> [Work to do]: Lines containing the word "this" are to be located and copied.

> [Provided material]:

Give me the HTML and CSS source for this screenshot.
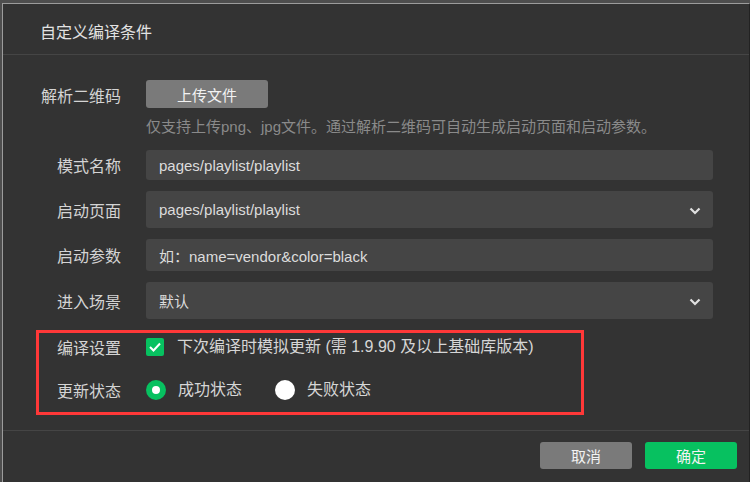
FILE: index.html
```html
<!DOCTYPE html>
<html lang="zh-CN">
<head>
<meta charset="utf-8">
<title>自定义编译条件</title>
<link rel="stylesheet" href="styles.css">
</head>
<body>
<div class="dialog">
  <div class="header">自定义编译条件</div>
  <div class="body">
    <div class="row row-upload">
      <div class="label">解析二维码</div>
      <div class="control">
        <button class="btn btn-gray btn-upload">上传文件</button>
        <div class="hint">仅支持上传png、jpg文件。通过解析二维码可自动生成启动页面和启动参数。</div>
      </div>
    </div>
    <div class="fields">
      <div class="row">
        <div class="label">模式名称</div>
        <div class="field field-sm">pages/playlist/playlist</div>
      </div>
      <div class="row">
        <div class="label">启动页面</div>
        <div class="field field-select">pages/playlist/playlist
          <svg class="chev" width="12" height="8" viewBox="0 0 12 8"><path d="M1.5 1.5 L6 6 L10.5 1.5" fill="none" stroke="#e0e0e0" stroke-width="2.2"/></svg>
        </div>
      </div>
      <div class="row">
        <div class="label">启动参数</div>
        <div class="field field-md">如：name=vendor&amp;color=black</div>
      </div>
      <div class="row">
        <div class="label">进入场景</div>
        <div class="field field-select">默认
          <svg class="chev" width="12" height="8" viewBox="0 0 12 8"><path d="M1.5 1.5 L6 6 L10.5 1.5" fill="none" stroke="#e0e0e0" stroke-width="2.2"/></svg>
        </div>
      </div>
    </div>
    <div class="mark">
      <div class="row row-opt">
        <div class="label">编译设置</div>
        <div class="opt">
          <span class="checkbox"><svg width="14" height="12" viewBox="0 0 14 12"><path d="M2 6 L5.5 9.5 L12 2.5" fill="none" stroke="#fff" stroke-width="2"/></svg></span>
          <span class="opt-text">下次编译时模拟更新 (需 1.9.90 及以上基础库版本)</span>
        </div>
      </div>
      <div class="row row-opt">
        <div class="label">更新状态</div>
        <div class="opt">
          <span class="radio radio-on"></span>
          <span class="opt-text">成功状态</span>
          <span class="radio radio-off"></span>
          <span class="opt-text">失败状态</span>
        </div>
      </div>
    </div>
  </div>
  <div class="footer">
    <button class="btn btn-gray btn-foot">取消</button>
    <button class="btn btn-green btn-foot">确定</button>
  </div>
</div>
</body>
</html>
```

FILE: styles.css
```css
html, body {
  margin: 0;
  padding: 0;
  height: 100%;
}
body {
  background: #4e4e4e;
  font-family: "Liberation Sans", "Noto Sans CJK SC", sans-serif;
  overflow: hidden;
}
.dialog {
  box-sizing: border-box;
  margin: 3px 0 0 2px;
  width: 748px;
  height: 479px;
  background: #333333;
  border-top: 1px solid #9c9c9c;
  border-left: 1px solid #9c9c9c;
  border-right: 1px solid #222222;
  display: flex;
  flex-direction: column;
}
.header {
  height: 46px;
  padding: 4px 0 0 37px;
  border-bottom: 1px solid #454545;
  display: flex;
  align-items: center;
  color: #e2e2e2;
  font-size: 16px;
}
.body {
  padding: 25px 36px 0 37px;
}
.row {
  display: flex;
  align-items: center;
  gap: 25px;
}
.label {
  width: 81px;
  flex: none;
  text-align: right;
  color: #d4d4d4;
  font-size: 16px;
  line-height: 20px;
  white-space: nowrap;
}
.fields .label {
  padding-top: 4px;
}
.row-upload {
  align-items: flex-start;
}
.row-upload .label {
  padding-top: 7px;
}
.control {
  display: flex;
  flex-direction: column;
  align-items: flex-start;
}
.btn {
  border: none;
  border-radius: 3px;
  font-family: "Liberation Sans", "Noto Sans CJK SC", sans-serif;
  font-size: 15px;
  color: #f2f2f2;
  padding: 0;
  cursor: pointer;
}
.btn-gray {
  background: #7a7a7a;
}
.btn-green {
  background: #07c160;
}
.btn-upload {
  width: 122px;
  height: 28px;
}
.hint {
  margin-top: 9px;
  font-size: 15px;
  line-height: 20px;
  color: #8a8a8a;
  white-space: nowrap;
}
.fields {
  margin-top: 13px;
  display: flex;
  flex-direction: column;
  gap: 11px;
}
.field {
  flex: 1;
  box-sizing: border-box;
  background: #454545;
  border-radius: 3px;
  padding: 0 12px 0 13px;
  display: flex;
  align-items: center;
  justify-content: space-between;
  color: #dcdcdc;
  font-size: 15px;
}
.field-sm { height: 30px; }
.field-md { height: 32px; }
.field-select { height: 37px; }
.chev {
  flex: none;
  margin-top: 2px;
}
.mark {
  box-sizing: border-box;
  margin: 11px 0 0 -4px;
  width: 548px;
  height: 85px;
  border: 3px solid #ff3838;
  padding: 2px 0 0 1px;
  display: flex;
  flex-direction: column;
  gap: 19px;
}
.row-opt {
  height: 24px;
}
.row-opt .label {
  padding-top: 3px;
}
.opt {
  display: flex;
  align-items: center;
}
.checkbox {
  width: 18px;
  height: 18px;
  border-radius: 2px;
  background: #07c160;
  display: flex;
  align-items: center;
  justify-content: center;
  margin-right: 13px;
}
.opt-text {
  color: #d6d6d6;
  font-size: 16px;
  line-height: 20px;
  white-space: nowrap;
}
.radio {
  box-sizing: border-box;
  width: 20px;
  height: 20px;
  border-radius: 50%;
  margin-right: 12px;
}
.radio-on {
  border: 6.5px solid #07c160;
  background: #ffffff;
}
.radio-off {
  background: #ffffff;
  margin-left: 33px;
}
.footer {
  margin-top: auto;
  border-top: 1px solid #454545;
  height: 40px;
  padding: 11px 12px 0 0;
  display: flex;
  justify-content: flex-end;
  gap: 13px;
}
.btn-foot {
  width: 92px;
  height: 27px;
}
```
==
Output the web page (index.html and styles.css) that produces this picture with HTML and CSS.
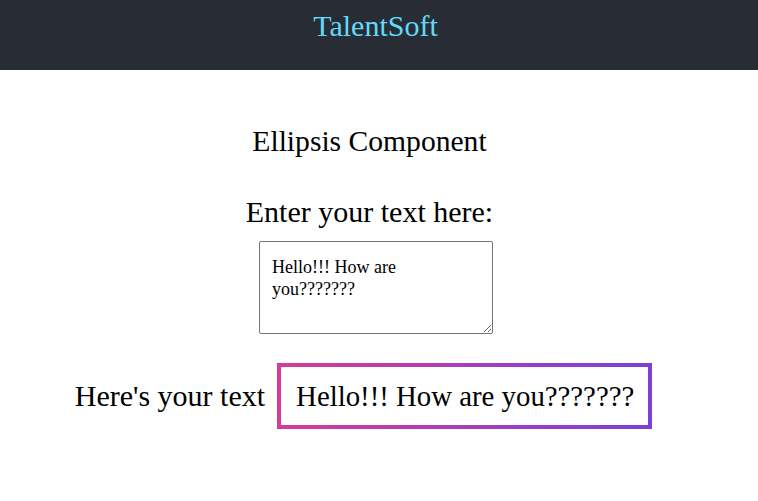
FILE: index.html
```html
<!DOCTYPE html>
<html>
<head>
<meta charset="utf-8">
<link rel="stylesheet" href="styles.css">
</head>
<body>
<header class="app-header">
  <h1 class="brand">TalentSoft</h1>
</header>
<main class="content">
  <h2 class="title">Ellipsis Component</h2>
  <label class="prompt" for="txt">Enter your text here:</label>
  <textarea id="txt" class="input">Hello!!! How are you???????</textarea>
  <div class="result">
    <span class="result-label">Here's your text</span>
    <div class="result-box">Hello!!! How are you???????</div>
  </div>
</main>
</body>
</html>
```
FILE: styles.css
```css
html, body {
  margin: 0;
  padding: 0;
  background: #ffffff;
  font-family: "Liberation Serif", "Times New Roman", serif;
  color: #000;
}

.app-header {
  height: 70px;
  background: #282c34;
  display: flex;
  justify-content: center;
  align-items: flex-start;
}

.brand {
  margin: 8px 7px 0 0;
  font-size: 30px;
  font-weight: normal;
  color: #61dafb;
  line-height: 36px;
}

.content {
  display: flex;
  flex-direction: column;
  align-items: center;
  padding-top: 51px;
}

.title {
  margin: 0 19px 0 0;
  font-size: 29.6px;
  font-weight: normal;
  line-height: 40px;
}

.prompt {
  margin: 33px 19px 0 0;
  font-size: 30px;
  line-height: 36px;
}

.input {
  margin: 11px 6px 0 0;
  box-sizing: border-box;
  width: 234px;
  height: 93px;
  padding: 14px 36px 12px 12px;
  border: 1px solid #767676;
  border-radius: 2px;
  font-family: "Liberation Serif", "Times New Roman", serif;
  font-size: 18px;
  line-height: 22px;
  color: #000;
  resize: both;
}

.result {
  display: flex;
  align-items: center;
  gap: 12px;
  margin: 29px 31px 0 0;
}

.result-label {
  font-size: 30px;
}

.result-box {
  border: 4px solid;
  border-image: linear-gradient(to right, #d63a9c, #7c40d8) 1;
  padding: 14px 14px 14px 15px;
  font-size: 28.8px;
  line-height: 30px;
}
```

> [Final result]:
Give me the HTML and CSS source for this screenshot.
Output the web page (index.html and styles.css) that produces this picture with HTML and CSS.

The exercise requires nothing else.